With Caitlin Clark expected to return soon, and the team finding depth without her, Indiana might be in the best possible position: confident, tested, and no longer reliant on one player to win.
Their road doesn’t get easier, but the blueprint is there now.
“We know how to win,” said Natasha Howard. “And we’re not scared of anyone.”
Around the League: Major Developments
The Commissioner’s Cup wasn’t the only headline in the WNBA this week.
The league announced a major expansion plan, with three new franchises set to launch over the next five years: Cleveland in 2028, Detroit in 2029, and Philadelphia in 2030.

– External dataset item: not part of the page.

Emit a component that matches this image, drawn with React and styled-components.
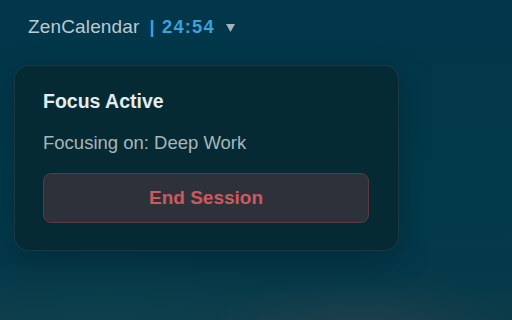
import React from "react";
import styled, { createGlobalStyle } from "styled-components";

const Global = createGlobalStyle`
  html, body { margin: 0; padding: 0; height: 100%; }
  body {
    font-family: "Liberation Sans", Arial, sans-serif;
    background:
      radial-gradient(ellipse 45% 22% at 70% 102%, rgba(60, 70, 80, 0.4), transparent 70%),
      radial-gradient(ellipse 60% 30% at 20% 100%, rgba(20, 75, 85, 0.3), transparent 70%),
      linear-gradient(180deg, #02364a 0%, #023a4a 60%, #04394a 82%, #0b3b48 100%);
    overflow: hidden;
  }
  #root { min-height: 100vh; }
`;

const Page = styled.div`
  display: flex;
  flex-direction: column;
  align-items: flex-start;
  padding: 16px 0 0 14px;
`;

const Header = styled.div`
  display: flex;
  align-items: center;
  padding-left: 14px;
  height: 22px;
  line-height: 22px;
`;

const Brand = styled.span`
  font-size: 19px;
  color: #bccad0;
  letter-spacing: 0.15px;
`;

const Timer = styled.span`
  margin-left: 10px;
  font-size: 18.3px;
  font-weight: 700;
  color: #3aa2dc;
  letter-spacing: 1.2px;
`;

const Caret = styled.svg`
  margin-left: 11px;
  margin-top: 1px;
  width: 9px;
  height: 8px;
  fill: #a2b3ba;
`;

const Card = styled.section`
  margin-top: 27px;
  width: 385px;
  box-sizing: border-box;
  padding: 24px 29px 27px 28px;
  border-radius: 15px;
  background: rgba(8, 38, 46, 0.78);
  border: 1px solid rgba(40, 70, 78, 0.55);
  box-shadow: 0 10px 30px rgba(0, 20, 28, 0.35);
  display: flex;
  flex-direction: column;
`;

const Title = styled.h2`
  margin: 0;
  font-size: 19.5px;
  font-weight: 700;
  color: #e4ecee;
  line-height: 22px;
`;

const Subtitle = styled.p`
  margin: 20px 0 0;
  font-size: 18.5px;
  color: #a6b6bb;
  line-height: 21px;
`;

const EndButton = styled.button`
  margin-top: 20px;
  height: 50px;
  width: 100%;
  border-radius: 8px;
  background: #2d323a;
  border: 1px solid #5b3a40;
  color: #cc595e;
  font-family: "Liberation Sans", Arial, sans-serif;
  font-size: 19px;
  font-weight: 700;
  padding-bottom: 2px;
  cursor: pointer;
`;

export default function App() {
  return (
    <>
      <Global />
      <Page>
        <Header>
          <Brand>ZenCalendar</Brand>
          <Timer>| 24:54</Timer>
          <Caret viewBox="0 0 9 8">
            <polygon points="0,0 9,0 4.5,8" />
          </Caret>
        </Header>
        <Card>
          <Title>Focus Active</Title>
          <Subtitle>Focusing on: Deep Work</Subtitle>
          <EndButton>End Session</EndButton>
        </Card>
      </Page>
    </>
  );
}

It’s a massive step for a league whose momentum is building—largely thanks to stars like Clark—and a signal that fan interest is reaching new highs.
“Honestly, I couldn’t believe it when I read the news,” Robinson said on SportsCenter. “Detroit and Cleveland getting teams back is a huge win for the league and for fans who’ve been waiting a long time.”
And Then… the Edwards Trade Rumors
Meanwhile, reports surfaced that the Washington Mystics are exploring trade options for Aaliyah Edwards, their second-year forward.
Why? Minutes.
With rookie Kiki Iriafen breaking out and Shakira Austin returning strong, Edwards—an emerging young talent—isn’t getting the playing time many believe she deserves.
“She should be starting in this league,” Robinson said. “If Washington doesn’t have space, I respect the decision to let her find a team that does.”
Rumors suggest Dallas may be interested following their trade of NaLyssa Smith, though nothing has been confirmed.
One thing is clear: as the WNBA grows, so does the competitiveness of every roster decision.
Final Word: More Than a Trophy
Indiana’s win in the Commissioner’s Cup will be remembered not just for the scoreline, but for what it symbolized. In a league often defined by stars, the Fever showed that systems, grit, and belief still win championships.
They did it without Caitlin Clark. But they didn’t do it in spite of her.
They did it as a team.
And in doing so, they may have found the one thing every title contender needs: identity.